Journo Gizbert files suit against Alphabet
LONDON — Richard Gizbert, a London-based reporter who alleges he was fired by ABC News in 2004 for turning down assignments in Afghanistan and Iraq, is suing his ex-employer for unfair dismissal and $4 million in lost earnings.
Trial begins Friday at a U.K. employment tribunal and is expected to run for six days.
Landmark case invokes the U.K.’s employment health and safety rules, which make it illegal for a boss to dismiss an employee for raising a bona fide complaint about his/her safety. It also challenges the news org’s claim that war duty is voluntary.
Gizbert, who has joint British and Canadian nationality, joined ABC in 1993 after being scouted by the late Peter Jennings and went on to cover the bloodshed in Bosnia-Herzegovina and Chechnya.
In 2002 the father of two renegotiated his contract with the Disney-owned web, securing a no war-zone agreement in return for giving up many of the perks foreign correspondents enjoy, including his $200,000-a-year basic salary plus housing and school fee allowances.
His new, rolling one-year contract gave him a flat $1,000 per day for babysitting the London bureau while reporters were roaming the globe.
In June 2004 Gizbert claims ABC London bureau chief Marcus Wilford told him his employment was being terminated as “ABC wants to replace you with a correspondent who will travel to war zones.”
When contacted by Daily Variety, Wilford denied making the statement.
Speaking from New York, ABC News spokesman Jeffrey Schneider described Gizbert as a freelancer whom the net was free to cut at any time.
He reiterated that “assignments to war zones are entirely voluntary. This has been our longstanding policy.”
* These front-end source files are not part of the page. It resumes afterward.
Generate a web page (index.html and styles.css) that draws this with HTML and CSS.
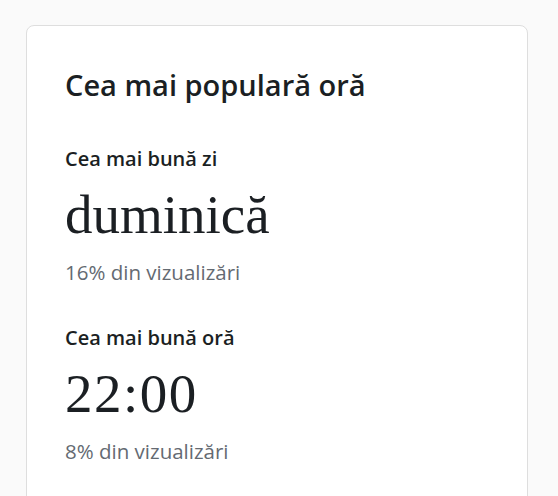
FILE: index.html
```html
<!DOCTYPE html>
<html lang="ro">
<head>
<meta charset="utf-8">
<link rel="stylesheet" href="styles.css">
</head>
<body>
<div class="card">
  <h2 class="title">Cea mai populară oră</h2>
  <div class="stats">
    <div class="stat">
      <div class="label">Cea mai bună zi</div>
      <div class="value">duminică</div>
      <div class="sub">16% din vizualizări</div>
    </div>
    <div class="stat">
      <div class="label">Cea mai bună oră</div>
      <div class="value value-time">22:00</div>
      <div class="sub">8% din vizualizări</div>
    </div>
  </div>
</div>
</body>
</html>
```
FILE: styles.css
```css
html, body {
  margin: 0;
  padding: 0;
  background: #fafafa;
}
body {
  font-family: "Open Sans", "Noto Sans", sans-serif;
  color: #1b1f23;
  padding: 25px 30px 0 26px;
}
.card {
  width: 502px;
  height: 520px;
  background: #ffffff;
  border: 1px solid #dedede;
  border-radius: 8px;
  padding: 41px 38px 0 38px;
  box-sizing: border-box;
}
.title {
  margin: 0;
  font-size: 29px;
  line-height: 36px;
  font-weight: 600;
  color: #1b1f23;
}
.stats {
  display: flex;
  flex-direction: column;
  gap: 40px;
  margin-top: 43px;
}
.stat {
  display: flex;
  flex-direction: column;
}
.label {
  font-size: 20px;
  line-height: 26px;
  font-weight: 600;
  color: #1b1f23;
}
.value {
  font-family: "Liberation Serif", serif;
  font-size: 55px;
  line-height: 64px;
  margin-top: 11px;
  color: #1b1f23;
}
.value-time {
  letter-spacing: 1.5px;
}
.sub {
  font-size: 20.5px;
  line-height: 26px;
  margin-top: 12px;
  color: #646a72;
}
```
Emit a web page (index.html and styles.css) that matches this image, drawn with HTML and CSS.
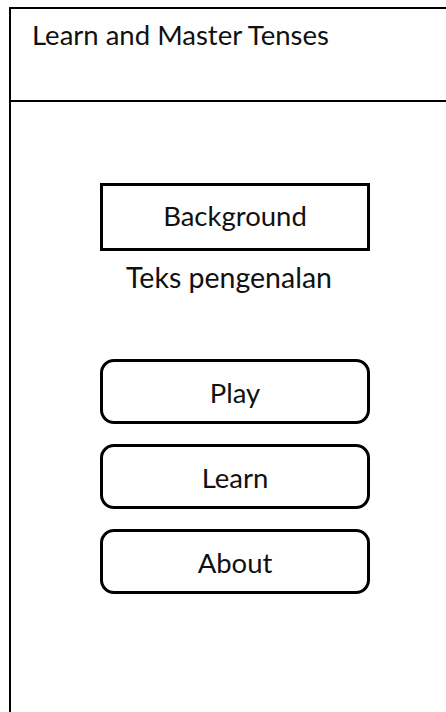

Former BBC correspondent and independent Member of Parliament Martin Bell and reporter Arthur “Scud Stud” Kent (who sued NBC for breach of contract in 1992) will act as witnesses for Gizbert.
Tribunal has ordered Wilford and New York-based ABC News veepee for newsgathering Mimi Gurbst to attend in person.
“The case is not just about me,” said Gizbert. “Many news organizations are having difficulty finding reporters to cover the (Iraq) war, especially since Westerners have become targets of bombings and abductions.
“It is vital companies like ABC/Disney, which claim war zones are voluntary, are held to account when they renege on their promises.”